Grasp the gunwales or brace your arms out in front of you for balance. Allow the weight of the boat to drop in the back so you can see.
To put the boat down, gently toss it up so your head clears the portage yoke, and lower it to your side with control.
Your pack or PFD can provide padding where the weight rests on your shoulders.
Portage trails link lakes and skirt obstacles like rapids or dams. They’re usually marked on maps and by signs on the bank.
Put the wind to work.
Paddling’s fun, but covering miles while you lounge with a cold drink is hard to beat. Catch a break by taking advantage of tailwinds and setting sail on open lakes (frequent turns make sailing difficult on rivers). A 5- to 8-mph tailwind is ideal for sailing (anything faster creates chop). Look for breeze-driven riffles—not whitecaps.

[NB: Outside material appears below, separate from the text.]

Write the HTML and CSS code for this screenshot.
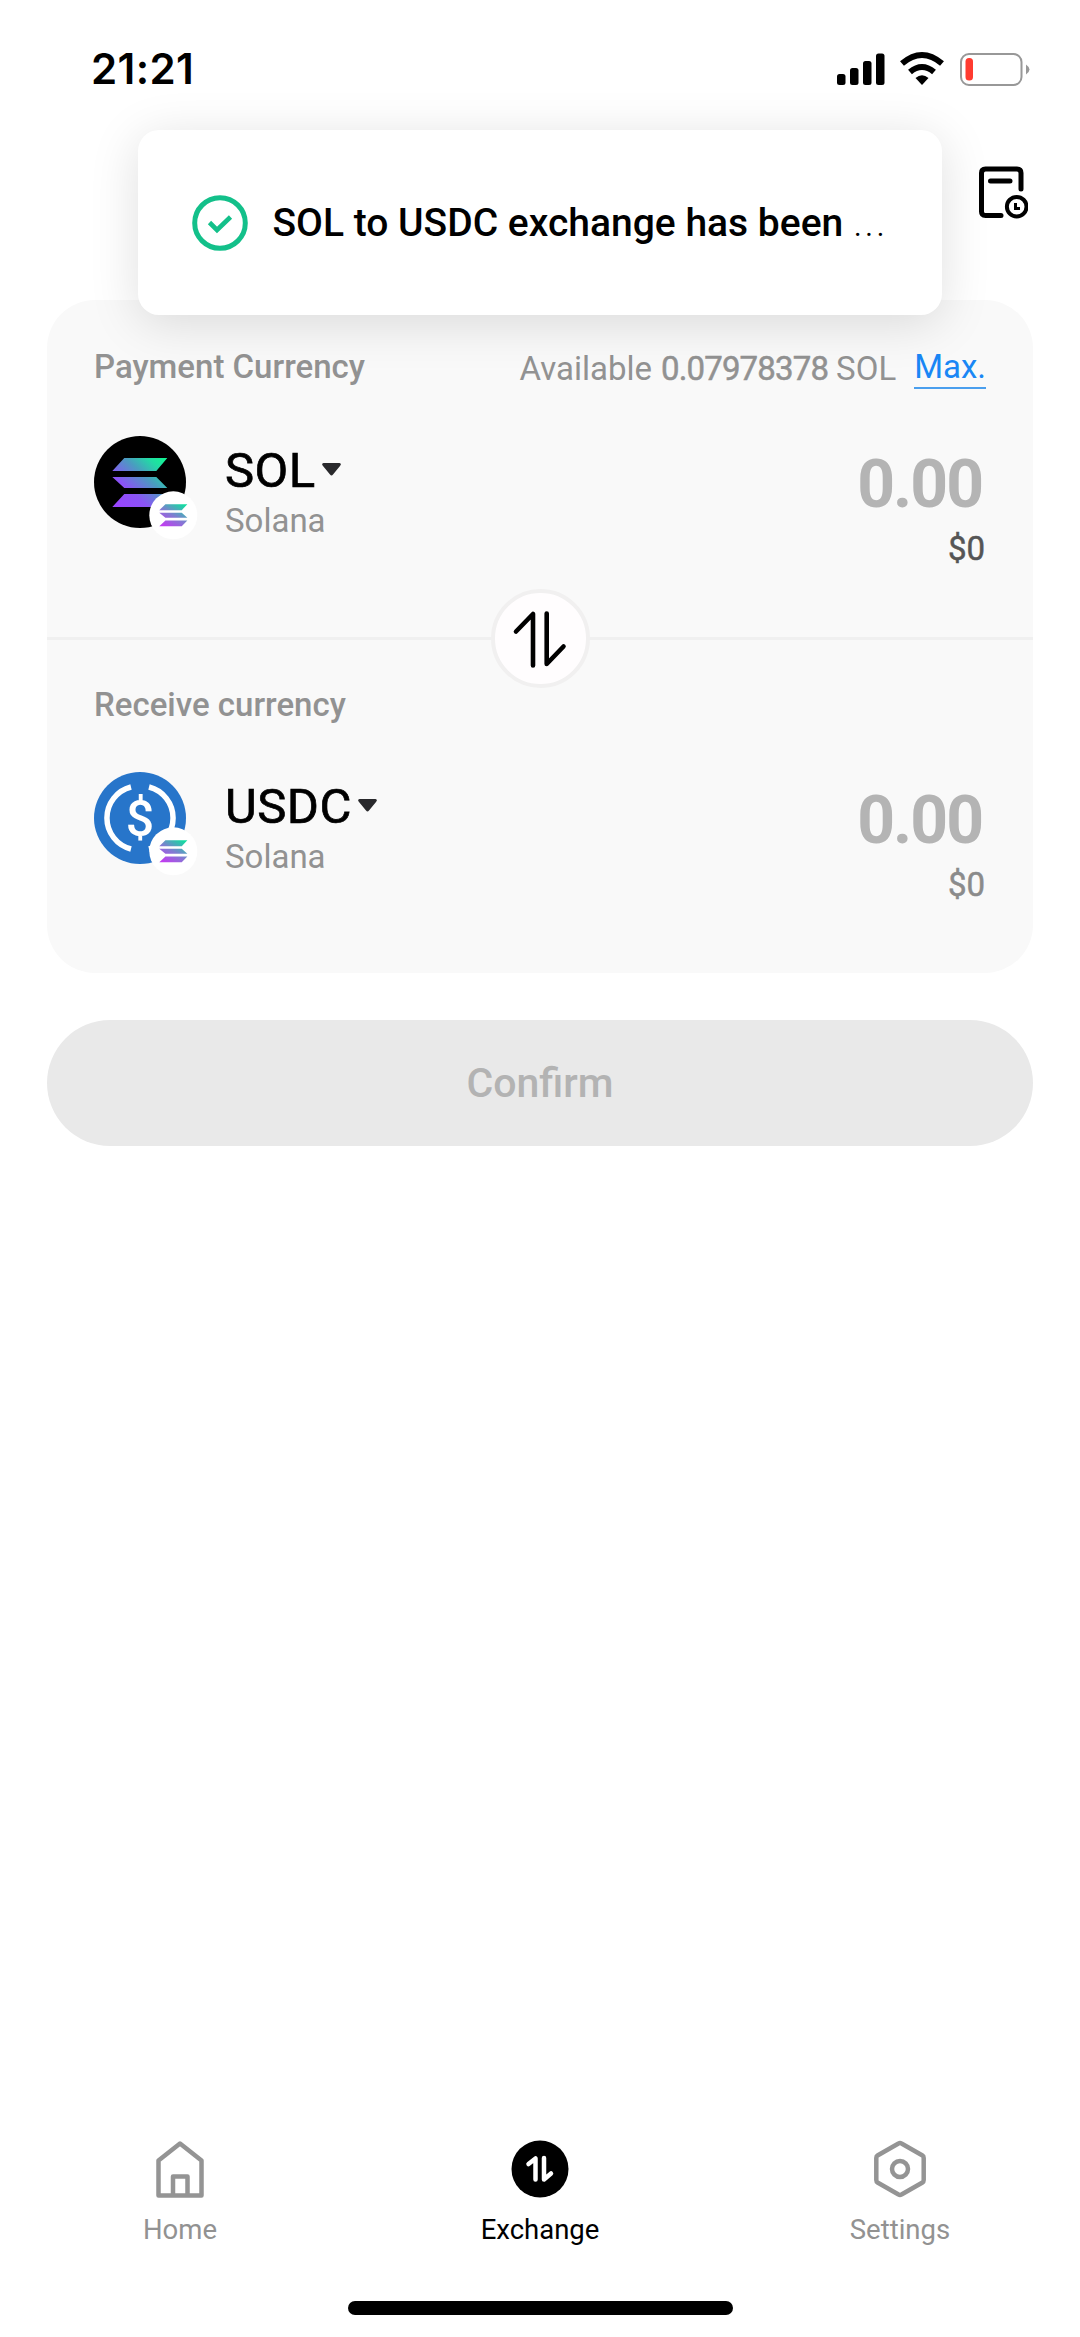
FILE: index.html
```html
<!DOCTYPE html>
<html lang="en">
<head>
<meta charset="utf-8">
<title>Exchange</title>
<link rel="stylesheet" href="styles.css">
</head>
<body>
<svg class="defs" aria-hidden="true">
  <defs>
    <linearGradient id="sol" gradientUnits="userSpaceOnUse" x1="6" y1="48" x2="50" y2="0">
      <stop offset="0" stop-color="#9945ff"/><stop offset=".3" stop-color="#8a54f5"/><stop offset=".62" stop-color="#4a9cc0"/><stop offset=".85" stop-color="#22dba5"/><stop offset="1" stop-color="#14f195"/>
    </linearGradient>
    <linearGradient id="sol-small" gradientUnits="userSpaceOnUse" x1="12" y1="50" x2="46" y2="0">
      <stop offset="0" stop-color="#c03df0"/><stop offset=".5" stop-color="#7d7fd0"/><stop offset="1" stop-color="#12dca0"/>
    </linearGradient>
    <path id="bars" d="M12 0H55L44 13H0ZM0 19H44L55 30H12ZM12 36H55L44 49H0Z"/>
  </defs>
</svg>
<main class="screen">
  <header class="status">
    <span class="time">21:21</span>
    <svg class="indicators" width="194" height="36" viewBox="836 50 194 36">
      <g><rect x="837" y="73" width="8.5" height="11" rx="2.5"/><rect x="850" y="67" width="8.5" height="17" rx="2.5"/><rect x="863" y="60" width="8.5" height="24" rx="2.5"/><rect x="876" y="52.5" width="8.5" height="31.5" rx="2.5"/></g>
      <g fill="none" stroke="#000" stroke-width="6"><path d="M902 62.5Q922 45.500 942 62.500"/><path d="M910 71Q922 61 934 71"/></g>
      <path d="M915.500 77Q922 71.500 928.500 77L922 84Z"/>
      <rect x="961" y="53" width="60.500" height="31" rx="8" fill="none" stroke="#989898" stroke-width="2"/>
      <rect x="965.500" y="57" width="7.500" height="22.500" rx="3.5" fill="#ff3b30"/>
      <path d="M1026 63.500Q1033 68.500 1026 73.500Z" fill="#989898"/>
    </svg>
  </header>
  <div class="topbar">
    <svg width="52" height="56" viewBox="976 164 52 56" fill="none" stroke="#000" stroke-width="5" stroke-linecap="round" stroke-linejoin="round">
      <path d="M1021 189V173Q1021 169 1017 169H985.500Q981.500 169 981.500 173V211.500Q981.500 215.500 985.500 215.500H1001M990.500 181H1010"/>
      <circle cx="1016.700" cy="206.700" r="9.800" stroke-width="4"/>
      <path d="M1015.500 203V208.500H1020" stroke-width="3" stroke-linecap="butt" stroke-linejoin="miter"/>
    </svg>
  </div>

  <section class="card">
    <div class="side">
      <div class="caption">
        <span class="label pay">Payment Currency</span>
        <span class="available"><span class="word">Available</span><span class="figure">0.07978378</span><span class="unit">SOL</span><a class="max">Max.</a></span>
      </div>
      <div class="row">
        <svg class="coin" width="106" height="106" viewBox="0 0 106 106">
          <circle cx="46" cy="46" r="46"/>
          <use href="#bars" transform="translate(18.300 22)" fill="url(#sol)"/>
          <circle cx="79.300" cy="79.300" r="24" fill="#fff"/>
          <use href="#bars" transform="translate(65.300 68.300) scale(.51 .45)" fill="url(#sol-small)"/>
        </svg>
        <div class="token">
          <div class="symbol"><span class="sol">SOL</span><svg class="caret" width="19" height="13" viewBox="0 0 19 13"><path d="M1.500 0H17.500Q20 .5 18 3L11 11.500Q9.500 13.500 8 11.500L1 3Q-1 .5 1.500 0Z" fill="#29292c"/></svg></div>
          <div class="network">Solana</div>
        </div>
        <div class="amount"><div class="value">0.00</div><div class="fiat strong">$0</div></div>
      </div>
    </div>
    <div class="divider">
      <button class="swap" aria-label="Swap"><svg width="60" height="60" viewBox="511 609 60 60" fill="none" stroke="#000" stroke-width="4.600" stroke-linecap="round" stroke-linejoin="round"><path d="M517 631.500L534 614V665.500M547.700 613.500V664L564.500 646.500"/></svg></button>
    </div>
    <div class="side second">
      <div class="caption"><span class="label">Receive currency</span></div>
      <div class="row">
        <svg class="coin" width="106" height="106" viewBox="0 0 106 106">
          <circle cx="46" cy="46" r="46" fill="#2775ca"/>
          <path d="M37 15A32 32 0 0 0 37 77M55 15A32 32 0 0 1 55 77" fill="none" stroke="#fff" stroke-width="5.500"/>
          <text class="dollar" x="46" y="63.500" text-anchor="middle">$</text>
          <circle cx="79.300" cy="79.300" r="24" fill="#fff"/>
          <use href="#bars" transform="translate(65.300 68.300) scale(.51 .45)" fill="url(#sol-small)"/>
        </svg>
        <div class="token">
          <div class="symbol"><span class="usdc">USDC</span><svg class="caret" width="19" height="13" viewBox="0 0 19 13"><path d="M1.500 0H17.500Q20 .5 18 3L11 11.500Q9.500 13.500 8 11.500L1 3Q-1 .5 1.500 0Z" fill="#29292c"/></svg></div>
          <div class="network">Solana</div>
        </div>
        <div class="amount"><div class="value">0.00</div><div class="fiat">$0</div></div>
      </div>
    </div>
  </section>

  <button class="confirm">Confirm</button>

  <nav class="tabs">
    <a class="tab">
      <svg width="60" height="60" viewBox="0 0 60 60" fill="none" stroke="#949494" stroke-width="4.500" stroke-linejoin="round"><path d="M8.500 21.500L30 4.500L51.500 21.500V56.500H8.500ZM23 56V37.500H37.500V56"/></svg>
      <span>Home</span>
    </a>
    <a class="tab active">
      <svg width="60" height="60" viewBox="0 0 60 60"><circle cx="30" cy="30" r="28.500"/><path d="M18.500 25L25.500 19.500V40.500M34 19V40.500L41 34.500" fill="none" stroke="#fff" stroke-width="4.500" stroke-linecap="round" stroke-linejoin="round"/></svg>
      <span>Exchange</span>
    </a>
    <a class="tab">
      <svg width="60" height="60" viewBox="0 0 60 60" fill="none" stroke="#949494" stroke-width="4.500" stroke-linejoin="round"><path d="M28.500 4.500Q30 3.500 31.500 4.500L52.500 16.500Q53.700 17.200 53.700 19V41Q53.700 42.800 52.500 43.500L31.500 55.500Q30 56.500 28.500 55.500L7.500 43.500Q6.300 42.800 6.300 41V19Q6.300 17.200 7.500 16.500Z"/><circle cx="30" cy="30" r="8"/></svg>
      <span>Settings</span>
    </a>
  </nav>
  <div class="home-indicator"></div>

  <div class="toast" role="status">
    <svg width="56" height="56" viewBox="0 0 56 56" fill="none" stroke="#13c08a"><circle cx="28" cy="28" r="25.300" stroke-width="5"/><path d="M17.500 27.500L25 35L38.500 22" stroke-width="4.600"/></svg>
    <span class="message">SOL to USDC exchange has been</span><span class="dots">...</span>
  </div>
</main>
</body>
</html>
```
FILE: styles.css
```css
* { box-sizing: border-box; }
body { margin: 0; background: #fff; font-family: Roboto, "Liberation Sans", sans-serif; color: #000; }
button { border: 0; padding: 0; font: inherit; }
svg { display: block; flex: none; }
.defs { position: absolute; width: 0; height: 0; }
.screen { position: relative; width: 1080px; height: 2337px; display: flex; flex-direction: column; overflow: hidden; background: #fff; }

.status { height: 137px; padding: 0 50px 0 91px; display: flex; align-items: center; justify-content: space-between; flex: none; }
.time { font: 600 42px/50px Inter, sans-serif; letter-spacing: .4px; }
.topbar { height: 163px; padding: 27px 52px 0 0; display: flex; justify-content: flex-end; flex: none; }

.card { flex: none; margin: 0 47px; height: 673px; border-radius: 48px; background: #f9f9f9; display: flex; flex-direction: column; }
.side { height: 337px; padding: 47px 47px 0; flex: none; }
.second { padding-top: 45px; height: 333px; }
.caption { height: 40px; display: flex; justify-content: space-between; font-size: 33px; line-height: 40px; color: #929292; white-space: nowrap; }
.label { font-weight: 500; }
.available { display: flex; line-height: 43px; }
.figure { margin-left: 9px; letter-spacing: -.85px; -webkit-text-stroke: .5px #929292; }
.unit { margin-left: 8px; }
.max { margin-left: 18px; height: 42px; line-height: 40px; color: #1a87f5; border-bottom: 2px solid #4a9fee; }
.row { display: flex; margin-top: 49px; }
.second .row { margin-top: 47px; }
.token { margin-left: 25px; padding-top: 6px; }
.symbol { display: flex; font-size: 49px; line-height: 58px; letter-spacing: .5px; -webkit-text-stroke: .7px #000; }
.caret { margin: 21px 0 0 6px; }
.network { margin-top: 1px; font-size: 33px; line-height: 40px; color: #929292; }
.amount { margin-left: auto; text-align: right; }
.value { margin-top: 12px; height: 74px; padding-right: 4px; font-size: 66px; line-height: 74px; font-weight: 700; color: #b4b4b4; letter-spacing: -2px; }
.fiat { margin-top: 7px; padding-right: 1px; font-size: 33px; line-height: 40px; color: #8b8b8b; -webkit-text-stroke: .5px currentColor; }
.strong { color: #555; }
.divider { height: 3px; background: #f0f0f0; display: flex; align-items: center; justify-content: center; }
.swap { flex: none; width: 99px; height: 99px; border-radius: 50%; border: 4px solid #f1f0f0; background: #fffdfe; display: flex; align-items: center; justify-content: center; }
.dollar { font: 500 50px Roboto, sans-serif; fill: #fff; }

.confirm { flex: none; margin: 47px 47px 0; height: 126px; border-radius: 63px; background: #e9e9e9; color: #b3b3b3; font-size: 41px; font-weight: 500; }

.tabs { margin-top: auto; height: 162px; flex: none; display: grid; grid-template-columns: repeat(3, 1fr); }
.tab { display: flex; flex-direction: column; align-items: center; font-size: 27.5px; line-height: 32px; color: #929292; }
.tab span { margin-top: 15px; }
.active { color: #000; }
.home-indicator { flex: none; width: 385px; height: 14px; margin: 0 auto 22px; border-radius: 7px; background: #000; }

.toast { position: absolute; left: 138px; top: 130px; width: 804px; height: 185px; padding-left: 54px; border-radius: 21px; background: #fff; box-shadow: 0 8px 50px rgba(0,0,0,.13); display: flex; align-items: center; white-space: nowrap; }
.message { margin-left: 24.500px; font-size: 39px; font-weight: 500; }
.dots { margin-left: 10px; font-size: 39px; font-weight: 300; letter-spacing: 2px; }
```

In a group, join boats together. Hold onto your neighbors’ gunwales or hook a leg into their boat to stay close. Tie two paddles to the corners of a tarp or rainfly (for sailing in a single canoe, a rain jacket works). Those in the bow should hold the paddles upright to hoist the sail. Stern paddlers steer.
Paddle like a pro.
Whether you want to cover long distances or navigate whitewater, master these basic strokes to get started.
Both bow and stern paddlers default to this stroke. Turn your torso slightly to reach over the gunwale. Dip the entire blade in the water and pull toward the stern, generating power from your torso and back. Lift the blade out of the water at your hip. Feather the paddle to clear the water (hinge your wrist so the blade becomes parallel with the surface) while you bring it forward to the starting position. Reverse the motion (backpaddle) to go backward.
The stern paddler rudders to turn the boat to the paddle side. Dip your blade at your hip and brace it against the gunwale.
The stern paddler uses the sweep to turn the boat away from the paddle side. Reach as if to forward stroke. Instead of pulling the blade straight back, trace an arc away from the boat.
Use this stroke to make quick adjustments from the bow. Reach over the gunwale and dip the blade so it faces the boat. Pull it straight toward you—the bow will turn to that side. To go the other way, cross-draw: Twist to reach over the opposite gunwale without swapping hand positions and pull.